Written instruction:
Can you find the lines of the listing that include "React" and copy every one?

Dataset:
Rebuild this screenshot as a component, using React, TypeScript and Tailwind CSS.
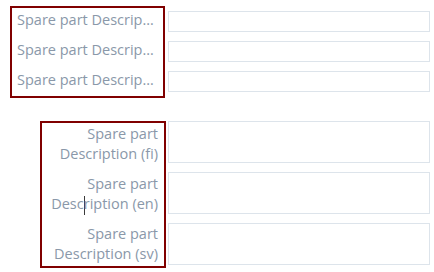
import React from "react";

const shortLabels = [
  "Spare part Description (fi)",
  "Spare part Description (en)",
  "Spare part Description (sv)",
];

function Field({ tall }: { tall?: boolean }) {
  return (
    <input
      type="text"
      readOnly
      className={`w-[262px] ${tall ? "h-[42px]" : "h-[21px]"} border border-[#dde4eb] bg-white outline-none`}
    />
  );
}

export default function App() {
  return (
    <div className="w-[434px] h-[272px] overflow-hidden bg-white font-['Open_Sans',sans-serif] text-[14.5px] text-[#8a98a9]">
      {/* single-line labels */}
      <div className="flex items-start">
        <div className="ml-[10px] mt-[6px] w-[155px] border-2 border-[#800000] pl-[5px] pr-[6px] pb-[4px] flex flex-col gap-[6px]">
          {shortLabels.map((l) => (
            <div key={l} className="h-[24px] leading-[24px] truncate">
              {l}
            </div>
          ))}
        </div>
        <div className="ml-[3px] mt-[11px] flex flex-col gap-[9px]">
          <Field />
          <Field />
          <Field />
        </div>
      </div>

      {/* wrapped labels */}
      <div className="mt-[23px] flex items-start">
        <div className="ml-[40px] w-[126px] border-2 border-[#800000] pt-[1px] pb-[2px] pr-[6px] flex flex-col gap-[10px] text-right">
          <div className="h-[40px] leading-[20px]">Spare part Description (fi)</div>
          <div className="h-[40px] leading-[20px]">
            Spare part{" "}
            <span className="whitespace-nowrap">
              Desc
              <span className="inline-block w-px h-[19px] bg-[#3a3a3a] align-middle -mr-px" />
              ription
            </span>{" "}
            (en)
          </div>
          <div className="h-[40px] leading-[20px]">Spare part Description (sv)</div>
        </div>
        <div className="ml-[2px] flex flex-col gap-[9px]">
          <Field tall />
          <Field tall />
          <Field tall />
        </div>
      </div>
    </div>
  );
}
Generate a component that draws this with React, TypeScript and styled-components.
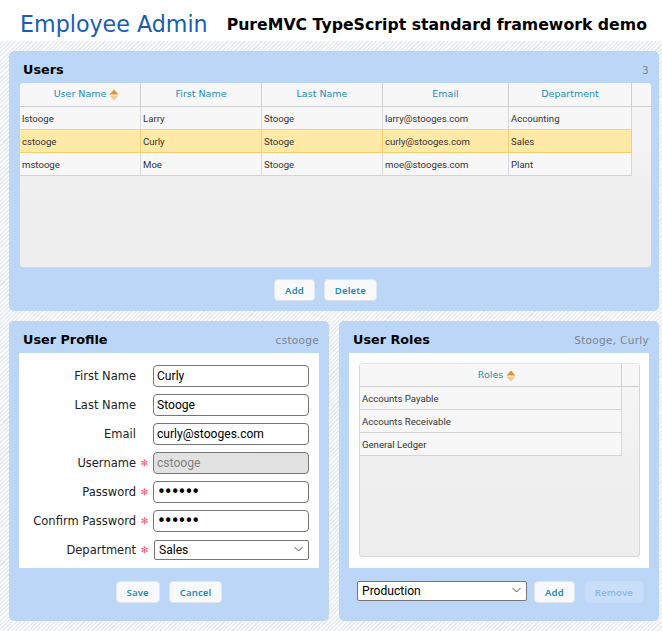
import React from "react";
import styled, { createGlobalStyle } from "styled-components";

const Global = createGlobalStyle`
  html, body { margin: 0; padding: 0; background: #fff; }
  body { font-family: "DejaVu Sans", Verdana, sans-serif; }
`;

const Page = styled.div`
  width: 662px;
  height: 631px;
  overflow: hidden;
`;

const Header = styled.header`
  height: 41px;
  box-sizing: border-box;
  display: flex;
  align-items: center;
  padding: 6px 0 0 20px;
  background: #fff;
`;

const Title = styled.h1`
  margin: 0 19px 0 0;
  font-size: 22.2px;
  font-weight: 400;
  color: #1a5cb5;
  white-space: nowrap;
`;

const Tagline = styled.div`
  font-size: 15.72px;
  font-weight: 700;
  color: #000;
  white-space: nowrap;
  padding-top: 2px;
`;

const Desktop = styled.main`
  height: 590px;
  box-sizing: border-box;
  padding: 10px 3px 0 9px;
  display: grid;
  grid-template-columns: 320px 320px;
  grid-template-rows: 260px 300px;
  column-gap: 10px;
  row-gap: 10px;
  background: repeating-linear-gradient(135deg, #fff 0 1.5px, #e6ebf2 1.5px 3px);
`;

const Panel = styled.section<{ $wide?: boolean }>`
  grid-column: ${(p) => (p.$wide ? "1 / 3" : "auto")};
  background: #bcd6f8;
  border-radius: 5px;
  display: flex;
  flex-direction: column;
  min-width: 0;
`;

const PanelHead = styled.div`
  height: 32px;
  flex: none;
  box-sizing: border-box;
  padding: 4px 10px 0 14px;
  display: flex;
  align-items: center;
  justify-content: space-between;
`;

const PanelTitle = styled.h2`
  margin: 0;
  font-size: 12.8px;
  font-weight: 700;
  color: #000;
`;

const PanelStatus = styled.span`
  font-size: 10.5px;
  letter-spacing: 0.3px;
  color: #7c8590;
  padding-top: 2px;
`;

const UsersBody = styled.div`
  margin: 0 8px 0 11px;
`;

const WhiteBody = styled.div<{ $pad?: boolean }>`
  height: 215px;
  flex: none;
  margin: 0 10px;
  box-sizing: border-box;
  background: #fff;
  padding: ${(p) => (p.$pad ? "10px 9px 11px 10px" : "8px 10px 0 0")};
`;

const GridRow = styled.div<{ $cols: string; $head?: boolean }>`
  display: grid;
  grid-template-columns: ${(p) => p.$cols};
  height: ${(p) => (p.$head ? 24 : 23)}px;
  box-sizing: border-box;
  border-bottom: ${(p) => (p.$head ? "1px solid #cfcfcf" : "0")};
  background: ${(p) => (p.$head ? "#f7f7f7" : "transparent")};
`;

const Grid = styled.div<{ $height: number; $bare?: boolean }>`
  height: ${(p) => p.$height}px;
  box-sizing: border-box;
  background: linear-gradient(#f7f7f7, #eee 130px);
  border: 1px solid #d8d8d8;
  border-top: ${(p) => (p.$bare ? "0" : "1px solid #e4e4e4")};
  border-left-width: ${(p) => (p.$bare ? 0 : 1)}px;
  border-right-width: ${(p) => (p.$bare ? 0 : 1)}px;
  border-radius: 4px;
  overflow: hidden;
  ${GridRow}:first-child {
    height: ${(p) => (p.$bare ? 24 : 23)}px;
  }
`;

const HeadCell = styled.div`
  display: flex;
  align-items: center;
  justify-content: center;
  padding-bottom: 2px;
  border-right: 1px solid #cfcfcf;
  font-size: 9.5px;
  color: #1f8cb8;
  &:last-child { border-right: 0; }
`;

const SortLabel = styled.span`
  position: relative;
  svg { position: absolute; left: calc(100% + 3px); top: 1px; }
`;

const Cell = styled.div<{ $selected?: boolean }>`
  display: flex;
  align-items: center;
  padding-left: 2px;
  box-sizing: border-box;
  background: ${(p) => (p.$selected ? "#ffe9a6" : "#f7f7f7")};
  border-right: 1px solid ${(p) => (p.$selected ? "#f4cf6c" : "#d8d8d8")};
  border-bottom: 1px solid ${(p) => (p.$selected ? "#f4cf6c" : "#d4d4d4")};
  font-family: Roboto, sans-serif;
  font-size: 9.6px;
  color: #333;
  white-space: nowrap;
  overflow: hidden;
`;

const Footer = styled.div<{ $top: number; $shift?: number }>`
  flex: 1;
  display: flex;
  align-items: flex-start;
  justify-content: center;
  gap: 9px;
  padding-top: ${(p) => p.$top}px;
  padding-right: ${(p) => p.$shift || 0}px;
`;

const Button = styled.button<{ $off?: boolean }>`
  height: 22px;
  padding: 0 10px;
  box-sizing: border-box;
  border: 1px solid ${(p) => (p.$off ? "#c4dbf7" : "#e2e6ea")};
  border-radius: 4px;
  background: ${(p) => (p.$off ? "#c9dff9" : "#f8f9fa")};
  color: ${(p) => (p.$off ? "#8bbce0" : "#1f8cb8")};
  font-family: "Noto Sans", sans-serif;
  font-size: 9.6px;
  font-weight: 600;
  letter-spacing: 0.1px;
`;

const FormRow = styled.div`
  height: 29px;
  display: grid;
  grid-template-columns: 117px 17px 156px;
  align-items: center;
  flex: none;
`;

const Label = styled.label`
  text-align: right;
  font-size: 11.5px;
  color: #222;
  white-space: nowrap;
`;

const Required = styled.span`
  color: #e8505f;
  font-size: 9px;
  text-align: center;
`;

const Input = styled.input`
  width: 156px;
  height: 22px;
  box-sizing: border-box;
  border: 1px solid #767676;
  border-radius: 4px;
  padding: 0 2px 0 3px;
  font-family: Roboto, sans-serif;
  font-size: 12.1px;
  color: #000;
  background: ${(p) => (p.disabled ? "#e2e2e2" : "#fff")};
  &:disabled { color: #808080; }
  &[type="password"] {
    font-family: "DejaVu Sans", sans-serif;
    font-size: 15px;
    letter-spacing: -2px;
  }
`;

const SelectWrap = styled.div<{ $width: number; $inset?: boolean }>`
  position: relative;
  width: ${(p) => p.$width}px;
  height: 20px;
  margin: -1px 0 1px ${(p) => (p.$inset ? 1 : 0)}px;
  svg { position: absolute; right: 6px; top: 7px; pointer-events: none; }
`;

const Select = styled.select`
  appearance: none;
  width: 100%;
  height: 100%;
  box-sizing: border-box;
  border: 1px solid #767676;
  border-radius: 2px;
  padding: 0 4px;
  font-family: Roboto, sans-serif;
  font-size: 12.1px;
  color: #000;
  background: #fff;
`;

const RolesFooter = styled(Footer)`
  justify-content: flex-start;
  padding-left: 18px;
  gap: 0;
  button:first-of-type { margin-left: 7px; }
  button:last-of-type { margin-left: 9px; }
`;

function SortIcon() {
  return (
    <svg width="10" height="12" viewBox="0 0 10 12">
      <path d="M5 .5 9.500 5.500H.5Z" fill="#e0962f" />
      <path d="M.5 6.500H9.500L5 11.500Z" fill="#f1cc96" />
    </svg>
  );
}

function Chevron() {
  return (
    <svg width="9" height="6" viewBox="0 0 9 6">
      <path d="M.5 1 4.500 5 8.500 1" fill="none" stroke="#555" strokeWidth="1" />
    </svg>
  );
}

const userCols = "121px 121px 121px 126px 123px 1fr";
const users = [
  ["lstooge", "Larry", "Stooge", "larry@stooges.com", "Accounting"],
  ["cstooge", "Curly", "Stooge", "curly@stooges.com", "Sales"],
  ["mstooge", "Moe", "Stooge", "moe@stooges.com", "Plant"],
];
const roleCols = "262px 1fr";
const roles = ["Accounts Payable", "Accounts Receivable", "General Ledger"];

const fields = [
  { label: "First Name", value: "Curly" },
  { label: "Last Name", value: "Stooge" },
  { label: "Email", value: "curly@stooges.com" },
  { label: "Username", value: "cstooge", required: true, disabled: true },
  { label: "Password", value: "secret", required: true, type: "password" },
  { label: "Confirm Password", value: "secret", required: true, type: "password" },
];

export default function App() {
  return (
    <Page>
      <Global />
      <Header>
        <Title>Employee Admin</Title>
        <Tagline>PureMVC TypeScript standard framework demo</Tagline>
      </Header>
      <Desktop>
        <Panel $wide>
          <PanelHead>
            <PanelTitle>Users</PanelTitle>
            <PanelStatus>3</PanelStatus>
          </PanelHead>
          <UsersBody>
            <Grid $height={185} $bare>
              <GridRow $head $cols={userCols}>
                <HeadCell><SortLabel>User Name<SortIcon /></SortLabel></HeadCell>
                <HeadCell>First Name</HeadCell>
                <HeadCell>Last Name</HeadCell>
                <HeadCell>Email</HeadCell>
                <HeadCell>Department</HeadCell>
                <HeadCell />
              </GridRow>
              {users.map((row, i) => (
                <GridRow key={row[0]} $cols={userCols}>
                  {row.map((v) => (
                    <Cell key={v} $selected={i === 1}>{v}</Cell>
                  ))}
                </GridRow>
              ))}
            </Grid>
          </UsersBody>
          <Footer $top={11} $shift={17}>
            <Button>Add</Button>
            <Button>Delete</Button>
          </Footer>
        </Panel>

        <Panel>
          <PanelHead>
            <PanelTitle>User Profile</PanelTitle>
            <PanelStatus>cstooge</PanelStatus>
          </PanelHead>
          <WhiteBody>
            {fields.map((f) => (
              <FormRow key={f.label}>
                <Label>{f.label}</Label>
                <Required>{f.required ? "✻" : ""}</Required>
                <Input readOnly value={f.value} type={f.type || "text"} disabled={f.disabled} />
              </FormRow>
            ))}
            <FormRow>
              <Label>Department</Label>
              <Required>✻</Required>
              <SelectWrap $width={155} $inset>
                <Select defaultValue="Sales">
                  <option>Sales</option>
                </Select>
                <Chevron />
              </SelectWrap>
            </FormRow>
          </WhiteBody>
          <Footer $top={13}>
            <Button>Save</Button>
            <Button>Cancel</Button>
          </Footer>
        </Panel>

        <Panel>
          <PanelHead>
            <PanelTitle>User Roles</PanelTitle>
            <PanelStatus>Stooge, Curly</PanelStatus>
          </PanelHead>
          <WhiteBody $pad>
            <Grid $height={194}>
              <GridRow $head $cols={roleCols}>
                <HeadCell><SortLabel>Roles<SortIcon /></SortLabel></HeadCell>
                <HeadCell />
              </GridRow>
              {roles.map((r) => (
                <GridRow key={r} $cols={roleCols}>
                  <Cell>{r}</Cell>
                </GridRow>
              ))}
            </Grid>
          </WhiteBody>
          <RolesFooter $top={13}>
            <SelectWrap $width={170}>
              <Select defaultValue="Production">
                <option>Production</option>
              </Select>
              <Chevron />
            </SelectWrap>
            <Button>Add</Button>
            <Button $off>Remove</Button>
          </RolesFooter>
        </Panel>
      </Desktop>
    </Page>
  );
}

Answer:
Rebuild this screenshot as a component, using React, TypeScript and Tailwind CSS.
import React from "react";
Generate a component that draws this with React, TypeScript and styled-components.
import React from "react";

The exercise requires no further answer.